Figure 8 shows the learning curve for correction-based DLMS algorithm when the gain factor is taken \(\lambda =0.8\), \(\lambda =0.85\), \(\lambda =0.9\), \(\lambda =0.95\), and \(\lambda =0.98\), respectively.

It is obvious that theoretical value of the MSD with a gain factor of 0.8 outperforms the theoretical MSD with other gain values.

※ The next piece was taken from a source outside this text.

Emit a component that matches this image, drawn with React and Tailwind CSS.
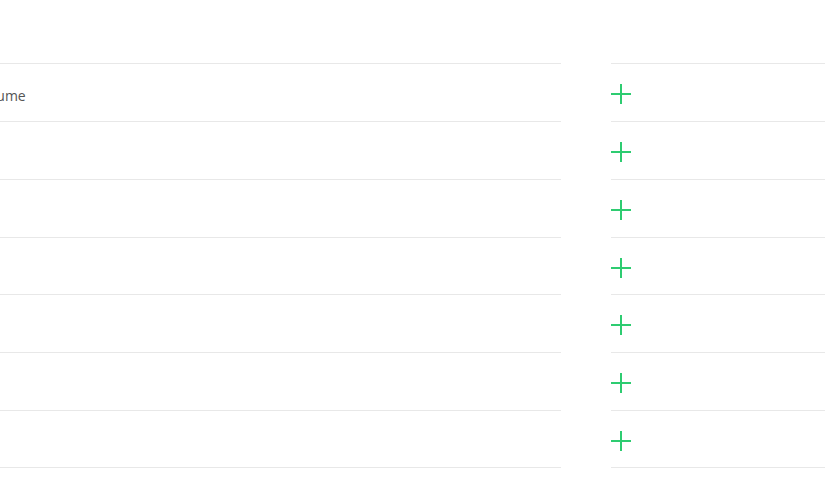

Simulation results suggest that our proposed algorithm performs better than the least mean-square algorithm when the gain factor is chosen to be appropriate.

Fig. 6

Network topology consisting of 12 nodes

Fig. 7

The learning curve for correction-based DLMS algorithm when the gain factor is taken \(\lambda =0\), \(\lambda =0.2\), \(\lambda =0.4\), \(\lambda =0.6\), and \(\lambda =0.8\), respectively

Fig. 8

The learning curve for correction-based DLMS algorithm when the gain factor is taken \(\lambda =0.8\), \(\lambda =0.85\), \(\lambda =0.9\), \(\lambda =0.95\), and \(\lambda =0.98\), respectively

6 Conclusion

In this paper, we proposed a correction-based diffusion least mean-square algorithm. Then, we analyzed the stability and mean-square error performance of the algorithm and derived sufficient conditions to ensure the convergence of the algorithm.

1. 1.

   The correction-based diffusion least mean-square algorithm proposed outperforms the original diffusion LMS, and better performance can be obtained if the correction factor is properly selected.

2. 2.

   In the traditional LMS algorithm, the convergence of the algorithm is only related to the step size. However, the convergence of the proposed algorithm is affected not only by the step size but also by the gain factor.

Finally, we expect our proposed algorithm to be applied to other situations, such as cyber attacks, equality constraints, and so on. Next, we will study the algorithm in the case of cyber attacks.